How to do postal addresses fuzzy matching?

Question

I would like to know how to match postal addresses when their format differ or when one of them is mispelled.

So far I've found different solutions but I think that they are quite old and not very efficient. I'm sure some better methods exist, so if you have references for me to read, I'm sure it is a subject that may interest several persons.

The solutions I found (examples are in R) :

• Levenshtein distance, which equals the number of characters you have to insert, delete or change to transform one word into another.

  agrep("acusait", c("accusait", "abusait"), max = 2, value = TRUE) ## [1] "accusait" "abusait"

• The comparison of phonemes

  library(RecordLinkage) soundex(x<-c('accusait','acusait','abusait')) ## [1] "A223" "A223" "A123"

• The use of a spelling corrector (eventually a bayesian one like Peter Norvig's), but not very efficient on addresses I guess.

• I thougt about using the suggestions of Google suggest, but likewise, it is not very efficient on personal postal addresses.

• You can imagine using a machine learning supervised approach but you need to have stored the mispelled requests of users to do so which is not an option for me.

Answer 1

I look at this as a spelling-correction problem, where you need to find the nearest-matching word in some sort of dictionary. What I mean by "near" is Levenshtein distance, except the smallest number of single-character insertions, deletions, and replacements is too restrictive. Other kinds of "spelling mistakes" are also possible, for example transposing two characters.

I've done this a few times, but not lately. The most recent case had to do with concomitant medications for clinical trials. You would be amazed how many ways there are to misspell "acetylsalicylic".

Here is an outline in C++ of how it is done.

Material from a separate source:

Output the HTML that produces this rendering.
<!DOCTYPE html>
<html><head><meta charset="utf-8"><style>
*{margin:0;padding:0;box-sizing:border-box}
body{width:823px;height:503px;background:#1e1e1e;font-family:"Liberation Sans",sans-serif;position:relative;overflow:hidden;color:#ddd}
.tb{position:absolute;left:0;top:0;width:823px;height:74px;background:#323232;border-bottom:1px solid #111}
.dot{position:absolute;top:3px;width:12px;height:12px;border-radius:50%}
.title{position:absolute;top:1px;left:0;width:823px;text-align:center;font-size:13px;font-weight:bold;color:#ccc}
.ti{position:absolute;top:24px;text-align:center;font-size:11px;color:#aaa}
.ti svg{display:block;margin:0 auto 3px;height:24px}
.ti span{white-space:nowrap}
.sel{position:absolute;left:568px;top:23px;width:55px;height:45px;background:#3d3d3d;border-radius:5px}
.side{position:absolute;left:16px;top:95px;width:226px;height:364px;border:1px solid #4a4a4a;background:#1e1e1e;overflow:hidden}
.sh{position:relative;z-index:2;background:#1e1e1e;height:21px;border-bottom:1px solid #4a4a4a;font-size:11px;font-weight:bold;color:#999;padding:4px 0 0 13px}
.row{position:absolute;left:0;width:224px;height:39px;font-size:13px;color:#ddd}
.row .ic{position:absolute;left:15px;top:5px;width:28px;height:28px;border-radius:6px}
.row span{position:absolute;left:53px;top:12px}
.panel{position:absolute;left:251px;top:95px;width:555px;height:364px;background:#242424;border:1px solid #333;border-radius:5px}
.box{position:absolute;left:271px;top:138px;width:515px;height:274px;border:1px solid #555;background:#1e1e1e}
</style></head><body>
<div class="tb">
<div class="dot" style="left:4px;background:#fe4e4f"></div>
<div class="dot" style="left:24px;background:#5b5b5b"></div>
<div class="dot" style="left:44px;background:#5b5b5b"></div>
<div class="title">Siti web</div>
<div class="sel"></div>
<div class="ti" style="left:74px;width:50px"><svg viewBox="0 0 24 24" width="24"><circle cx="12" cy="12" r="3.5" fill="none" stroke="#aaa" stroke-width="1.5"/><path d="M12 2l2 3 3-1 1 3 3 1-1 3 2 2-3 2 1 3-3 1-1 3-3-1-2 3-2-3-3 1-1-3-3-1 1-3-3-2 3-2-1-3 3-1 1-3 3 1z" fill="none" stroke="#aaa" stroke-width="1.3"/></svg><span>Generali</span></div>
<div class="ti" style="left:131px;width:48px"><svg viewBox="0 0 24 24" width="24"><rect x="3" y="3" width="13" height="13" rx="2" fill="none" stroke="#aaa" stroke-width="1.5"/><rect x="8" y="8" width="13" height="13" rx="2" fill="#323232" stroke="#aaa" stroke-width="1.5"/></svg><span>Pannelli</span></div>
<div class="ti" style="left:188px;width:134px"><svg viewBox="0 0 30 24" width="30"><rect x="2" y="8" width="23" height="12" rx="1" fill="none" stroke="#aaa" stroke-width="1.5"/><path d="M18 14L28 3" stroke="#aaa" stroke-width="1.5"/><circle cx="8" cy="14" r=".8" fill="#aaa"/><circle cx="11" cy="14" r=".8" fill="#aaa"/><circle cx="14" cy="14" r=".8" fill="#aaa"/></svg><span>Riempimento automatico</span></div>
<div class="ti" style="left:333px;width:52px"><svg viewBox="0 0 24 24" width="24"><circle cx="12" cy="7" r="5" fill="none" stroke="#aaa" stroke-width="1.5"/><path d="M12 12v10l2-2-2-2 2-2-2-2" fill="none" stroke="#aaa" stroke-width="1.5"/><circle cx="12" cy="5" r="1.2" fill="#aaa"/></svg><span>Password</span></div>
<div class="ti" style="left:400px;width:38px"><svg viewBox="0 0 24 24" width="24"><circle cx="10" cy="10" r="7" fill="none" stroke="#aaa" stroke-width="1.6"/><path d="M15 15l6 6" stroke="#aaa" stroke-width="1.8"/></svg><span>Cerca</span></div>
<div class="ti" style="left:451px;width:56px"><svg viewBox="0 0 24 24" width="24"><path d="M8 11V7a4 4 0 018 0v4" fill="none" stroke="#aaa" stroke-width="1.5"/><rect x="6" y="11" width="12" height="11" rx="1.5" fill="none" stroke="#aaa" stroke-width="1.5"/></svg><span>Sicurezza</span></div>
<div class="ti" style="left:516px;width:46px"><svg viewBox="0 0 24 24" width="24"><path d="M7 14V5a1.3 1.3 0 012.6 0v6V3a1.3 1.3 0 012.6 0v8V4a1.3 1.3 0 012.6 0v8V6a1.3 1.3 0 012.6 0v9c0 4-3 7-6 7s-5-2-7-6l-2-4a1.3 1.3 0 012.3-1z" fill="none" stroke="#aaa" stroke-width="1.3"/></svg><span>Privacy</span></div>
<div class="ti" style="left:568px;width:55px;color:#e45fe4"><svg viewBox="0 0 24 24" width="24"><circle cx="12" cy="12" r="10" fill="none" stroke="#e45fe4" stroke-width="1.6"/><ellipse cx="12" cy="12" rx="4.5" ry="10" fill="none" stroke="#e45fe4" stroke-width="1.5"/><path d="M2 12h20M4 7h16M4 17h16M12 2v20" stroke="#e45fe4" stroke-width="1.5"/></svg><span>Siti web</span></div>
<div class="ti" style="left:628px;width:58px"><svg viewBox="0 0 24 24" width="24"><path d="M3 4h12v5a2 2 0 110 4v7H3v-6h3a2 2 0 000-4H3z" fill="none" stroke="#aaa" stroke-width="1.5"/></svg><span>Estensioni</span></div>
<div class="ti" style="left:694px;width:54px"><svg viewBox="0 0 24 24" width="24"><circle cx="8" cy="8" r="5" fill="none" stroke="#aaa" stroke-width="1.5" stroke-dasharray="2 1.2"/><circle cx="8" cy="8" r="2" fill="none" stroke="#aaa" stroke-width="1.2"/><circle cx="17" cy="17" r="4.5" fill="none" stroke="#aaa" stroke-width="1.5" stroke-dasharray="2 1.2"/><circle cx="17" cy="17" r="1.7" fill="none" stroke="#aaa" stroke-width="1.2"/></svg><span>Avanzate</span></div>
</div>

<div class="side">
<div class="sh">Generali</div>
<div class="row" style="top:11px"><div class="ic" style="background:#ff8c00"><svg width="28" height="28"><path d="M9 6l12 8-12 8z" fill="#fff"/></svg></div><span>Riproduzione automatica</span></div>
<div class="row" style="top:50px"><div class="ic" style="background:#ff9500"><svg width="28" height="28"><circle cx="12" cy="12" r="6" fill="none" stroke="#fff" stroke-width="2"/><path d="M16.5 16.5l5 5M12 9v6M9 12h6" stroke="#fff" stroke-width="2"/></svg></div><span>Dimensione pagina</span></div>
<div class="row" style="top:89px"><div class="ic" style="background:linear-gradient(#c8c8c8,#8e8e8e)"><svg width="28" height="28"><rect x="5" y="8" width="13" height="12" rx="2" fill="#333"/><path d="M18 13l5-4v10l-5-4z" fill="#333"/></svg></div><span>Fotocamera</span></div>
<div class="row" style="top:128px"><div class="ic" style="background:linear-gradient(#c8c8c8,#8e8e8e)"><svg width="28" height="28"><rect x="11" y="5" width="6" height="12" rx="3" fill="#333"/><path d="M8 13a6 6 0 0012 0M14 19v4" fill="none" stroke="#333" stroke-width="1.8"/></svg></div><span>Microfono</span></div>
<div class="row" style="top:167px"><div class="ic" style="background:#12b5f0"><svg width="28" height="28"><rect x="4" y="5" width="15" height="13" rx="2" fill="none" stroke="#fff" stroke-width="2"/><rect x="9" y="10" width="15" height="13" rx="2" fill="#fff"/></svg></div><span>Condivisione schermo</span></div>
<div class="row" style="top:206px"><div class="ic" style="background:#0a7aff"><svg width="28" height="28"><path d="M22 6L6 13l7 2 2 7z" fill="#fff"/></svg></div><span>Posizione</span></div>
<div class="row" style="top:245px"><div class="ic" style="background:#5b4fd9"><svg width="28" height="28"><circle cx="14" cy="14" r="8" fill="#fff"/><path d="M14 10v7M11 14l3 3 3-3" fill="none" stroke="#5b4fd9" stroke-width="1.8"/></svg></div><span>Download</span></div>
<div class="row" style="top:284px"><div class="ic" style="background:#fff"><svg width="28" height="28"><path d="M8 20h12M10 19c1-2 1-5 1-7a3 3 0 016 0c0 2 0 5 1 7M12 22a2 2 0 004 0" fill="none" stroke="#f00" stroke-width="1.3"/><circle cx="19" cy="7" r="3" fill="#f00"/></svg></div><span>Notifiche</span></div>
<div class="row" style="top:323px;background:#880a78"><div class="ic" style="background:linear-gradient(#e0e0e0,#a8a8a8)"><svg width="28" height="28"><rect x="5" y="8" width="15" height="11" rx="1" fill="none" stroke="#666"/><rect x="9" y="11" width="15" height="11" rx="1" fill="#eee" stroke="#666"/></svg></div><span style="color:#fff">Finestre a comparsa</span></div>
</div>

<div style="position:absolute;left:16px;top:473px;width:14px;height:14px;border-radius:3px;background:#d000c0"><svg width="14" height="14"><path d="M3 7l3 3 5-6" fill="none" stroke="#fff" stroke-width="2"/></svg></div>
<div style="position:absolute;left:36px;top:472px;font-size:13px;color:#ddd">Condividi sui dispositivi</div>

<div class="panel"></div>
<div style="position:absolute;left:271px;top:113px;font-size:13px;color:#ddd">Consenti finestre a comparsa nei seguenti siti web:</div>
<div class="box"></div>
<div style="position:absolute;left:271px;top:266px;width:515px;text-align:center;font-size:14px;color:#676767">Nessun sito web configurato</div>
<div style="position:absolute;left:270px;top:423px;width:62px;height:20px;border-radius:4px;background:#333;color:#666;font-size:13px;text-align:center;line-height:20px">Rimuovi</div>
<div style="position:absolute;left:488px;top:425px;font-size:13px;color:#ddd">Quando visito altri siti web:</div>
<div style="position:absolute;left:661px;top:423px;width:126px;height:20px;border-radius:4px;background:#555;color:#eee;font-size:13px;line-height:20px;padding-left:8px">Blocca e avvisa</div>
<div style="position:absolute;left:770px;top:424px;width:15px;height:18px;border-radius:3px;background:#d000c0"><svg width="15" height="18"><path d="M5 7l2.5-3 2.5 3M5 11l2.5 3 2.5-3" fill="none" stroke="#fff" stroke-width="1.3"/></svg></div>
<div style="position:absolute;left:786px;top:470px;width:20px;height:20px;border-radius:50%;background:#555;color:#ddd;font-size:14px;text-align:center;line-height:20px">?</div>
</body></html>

Briefly, the dictionary is stored as a trie, and you are presented with a possibly misspelled word, which you try to look up in the trie. As you search, you try the word as it is, and you try all possible alterations of the word at each point. As you go, you have an integer budget of how may alterations you can tolerate, which you decrement every time you put in an alteration. If you exhaust the budget, you allow no further alterations.

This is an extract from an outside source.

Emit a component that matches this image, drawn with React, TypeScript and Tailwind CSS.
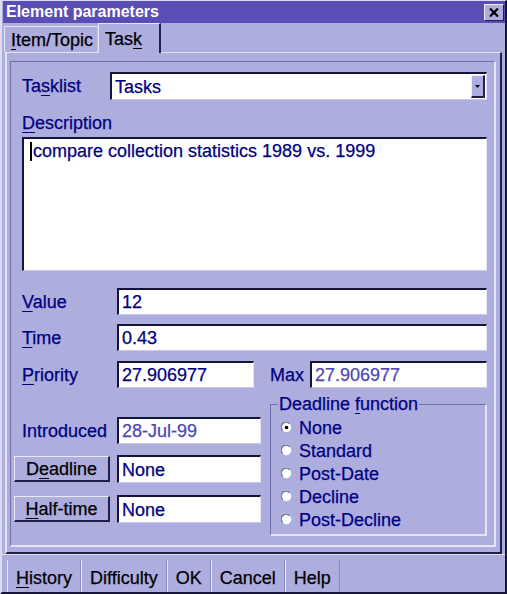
import React from "react";

const FONT = "font-['Liberation_Sans',Arial,Helvetica,sans-serif] [-webkit-text-stroke:0.25px]";

function U({ children }: { children: React.ReactNode }) {
  return <span className="underline decoration-1 underline-offset-[3px]">{children}</span>;
}

function Field({
  value,
  w,
  h = 27,
  disabled = false,
  className = "",
}: {
  value: string;
  w?: string;
  h?: number;
  disabled?: boolean;
  className?: string;
}) {
  return (
    <div
      className={`${w ?? "flex-1"} ${h === 28 ? "h-[28px]" : "h-[27px]"} bg-white border-t-2 border-l-2 border-r border-b border-t-[#14143a] border-l-[#14143a] border-r-[#e4e4f6] border-b-[#c9c9ec] flex items-center pl-[3px] text-[18px] leading-none ${
        disabled ? "text-[#4c47b4]" : "text-[#000080]"
      } ${className}`}
    >
      {value}
    </div>
  );
}

function RaisedButton({ children }: { children: React.ReactNode }) {
  return (
    <div className="w-[96px] h-[26px] bg-[#adadde] border-t border-l border-r-2 border-b-2 border-t-[#e8e8f8] border-l-[#e8e8f8] border-r-[#20204a] border-b-[#20204a] flex items-center justify-center text-[18px] leading-none text-black">
      {children}
    </div>
  );
}

function Radio({ label, checked = false }: { label: string; checked?: boolean }) {
  return (
    <div className="h-[23px] flex items-center">
      <svg width="11" height="11" viewBox="0 0 11 11" className="mr-[7px] ml-[10px]">
        <circle cx="5.5" cy="5.5" r="4.5" fill="#ffffff" />
        <path d="M1.6 8.2 A4.5 4.5 0 0 1 8.2 1.6" stroke="#7a7a9a" strokeWidth="1.4" fill="none" />
        <path d="M8.9 2.6 A4.5 4.5 0 0 1 2.6 8.9" stroke="#ffffff" strokeWidth="1" fill="none" />
        {checked && <circle cx="5.5" cy="5.5" r="1.8" fill="#000000" />}
      </svg>
      <span className="text-[18px] leading-none text-[#000080]">{label}</span>
    </div>
  );
}

export default function App() {
  return (
    <div
      className={`${FONT} w-[507px] h-[594px] bg-[#adadde] flex flex-col border-t border-l-2 border-r-2 border-b-2 border-t-[#dcdcf4] border-l-[#dcdcf4] border-r-[#16163c] border-b-[#16163c] overflow-hidden`}
    >
      {/* caption bar */}
      <div className="h-[22px] ml-px bg-[#5a4db5] flex items-center justify-between pl-[3px] pr-[1px]">
        <span className="text-white font-bold text-[16px] leading-none [-webkit-text-stroke:0px]">Element parameters</span>
        <div className="w-[20px] h-[17px] bg-[#adadde] border-t border-l border-r border-b border-t-[#ececfa] border-l-[#ececfa] border-r-[#20204a] border-b-[#20204a] flex items-center justify-center">
          <svg width="10" height="9" viewBox="0 0 10 9">
            <path d="M1 0.5 L9 8.5 M9 0.5 L1 8.5" stroke="#000000" strokeWidth="2.2" />
          </svg>
        </div>
      </div>

      {/* tab strip */}
      <div className="h-[29px] flex items-end pl-[2px]">
        <div className="h-[26px] w-[94px] border-t border-l border-r border-t-[#e4e4f6] border-l-[#e4e4f6] border-r-[#c8c8ea] flex items-center pl-[6px] text-[18px] leading-none text-black">
          <U>I</U>tem/Topic
        </div>
        <div className="h-[30px] w-[63px] -mb-[1px] relative z-10 bg-[#adadde] border-t border-l border-r-2 border-t-[#e4e4f6] border-l-[#e4e4f6] border-r-[#20204a] flex items-center pl-[6px] text-[18px] leading-none text-black">
          Tas<U>k</U>
        </div>
      </div>

      {/* tab page */}
      <div className="h-[502px] ml-[3px] mr-[3px] border-t border-l-2 border-r-2 border-b-2 border-t-[#e4e4f6] border-l-[#e4e4f6] border-r-[#20204a] border-b-[#20204a] pt-[8px] pl-[3px] pr-[4px] pb-[5px]">
        <div className="h-full border-t border-l border-r-2 border-b-2 border-t-[#7070b0] border-l-[#7070b0] border-r-[#e4e4f6] border-b-[#e4e4f6] pl-[11px] pr-[7px] flex flex-col">
          {/* tasklist */}
          <div className="mt-[10px] h-[28px] flex items-center">
            <span className="w-[88px] text-[18px] leading-none text-[#000080]">
              Ta<U>s</U>klist
            </span>
            <div className="flex-1 h-[28px] bg-white border-t-2 border-l-2 border-r border-b border-t-[#14143a] border-l-[#14143a] border-r-[#e4e4f6] border-b-[#c9c9ec] flex items-center pl-[3px] pr-[1px]">
              <span className="flex-1 text-[18px] leading-none text-[#000080]">Tasks</span>
              <div className="w-[14px] h-[23px] bg-[#adadde] border-t border-l border-r-2 border-b-2 border-t-[#ececfa] border-l-[#ececfa] border-r-[#20204a] border-b-[#20204a] flex items-center justify-center">
                <svg width="5" height="3" viewBox="0 0 5 3">
                  <path d="M0 0 H5 L2.5 3 Z" fill="#000000" />
                </svg>
              </div>
            </div>
          </div>

          {/* description */}
          <div className="mt-[12px] h-[22px] flex items-center text-[18px] leading-none text-[#000080]">
            <U>D</U>escription
          </div>
          <div className="mt-[3px] h-[134px] bg-white border-t-2 border-l-2 border-r border-b border-t-[#14143a] border-l-[#14143a] border-r-[#e4e4f6] border-b-[#c9c9ec] pl-[6px] pt-[2px]">
            <div className="flex items-center h-[20px] text-[18px] leading-none text-[#000080]">
              <span className="w-[2px] h-[19px] bg-black mr-[1px]" />
              compare collection statistics 1989 vs. 1999
            </div>
          </div>

          {/* value / time / priority */}
          <div className="mt-[17px] flex items-center">
            <span className="w-[95px] text-[18px] leading-none text-[#000080]">
              <U>V</U>alue
            </span>
            <Field value="12" />
          </div>
          <div className="mt-[9px] flex items-center">
            <span className="w-[95px] text-[18px] leading-none text-[#000080]">
              <U>T</U>ime
            </span>
            <Field value="0.43" />
          </div>
          <div className="mt-[10px] flex items-center">
            <span className="w-[95px] text-[18px] leading-none text-[#000080]">
              <U>P</U>riority
            </span>
            <Field value="27.906977" w="w-[137px]" />
            <span className="ml-[16px] w-[40px] text-[18px] leading-none text-[#000080]">Max</span>
            <Field value="27.906977" disabled />
          </div>

          {/* dates and deadline function */}
          <div className="mt-[6px] flex">
            <div className="w-[248px] flex flex-col">
              <div className="mt-[23px] flex items-center">
                <span className="w-[95px] text-[18px] leading-none text-[#000080]">Introduced</span>
                <Field value="28-Jul-99" w="w-[144px]" disabled />
              </div>
              <div className="mt-[11px] flex items-center -ml-[8px]">
                <RaisedButton>
                  D<U>e</U>adline
                </RaisedButton>
                <Field value="None" w="w-[144px] ml-[7px]" h={28} />
              </div>
              <div className="mt-[12px] flex items-center -ml-[8px]">
                <RaisedButton>
                  <U>H</U>alf-time
                </RaisedButton>
                <Field value="None" w="w-[144px] ml-[7px]" h={28} />
              </div>
            </div>
            <div className="flex-1 relative pt-[10px]">
              <div className="h-[132px] border-t border-l border-r-2 border-b-2 border-t-[#6c6cb0] border-l-[#6c6cb0] border-r-[#e4e4f6] border-b-[#e4e4f6] pt-[11px] flex flex-col">
                <Radio label="None" checked />
                <Radio label="Standard" />
                <Radio label="Post-Date" />
                <Radio label="Decline" />
                <Radio label="Post-Decline" />
              </div>
              <span className="absolute left-[8px] top-0 px-[1px] bg-[#adadde] text-[18px] leading-[20px] text-[#000080]">
                Deadline <U>f</U>unction
              </span>
            </div>
          </div>
        </div>
      </div>

      {/* command buttons */}
      <div className="flex-1 flex items-stretch pl-[5px] pt-[5px] border-t border-t-[#e4e4f6]">
        {["History", "Difficulty", "OK", "Cancel", "Help"].map((label) => (
          <div
            key={label}
            className="flex items-center pt-[3px] px-[8px] border-l border-r border-l-[#e8e8f8] border-r-[#8c8cc4] text-[18px] leading-none text-black"
          >
            {label === "History" ? (
              <>
                <U>H</U>istory
              </>
            ) : (
              label
            )}
          </div>
        ))}
      </div>
    </div>
  );
}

Now there is a top-level loop, where you call the search. On the first iteration, you call it with a budget of 0. When the budget is 0, it will allow no alterations, so it is simply a direct lookup. If it fails to find the word with a budget of 0, you call it again with a budget of 1, so it will allow a single alteration. If that fails, try a budget of 2, and so on.

Something I have not tried is a fractional budget. For example, suppose a typical alteration reduces the budget by 2, not 1, and the budget goes 0, 2, 4, etc. Then some alterations could be considered "cheaper". For example, a vowel replacement might only decrement the budget by 1, so for the cost of one consonant replacement you could do two vowel replacements.

If the word is not misspelled, the time it takes is proportional to the number of letters in the word. In general, the time it takes is exponential in the number of alterations in the word.

If you are working in R (as I was in the example above), I would have it call out to the C++ program, because you need the speed of a compiled language for this.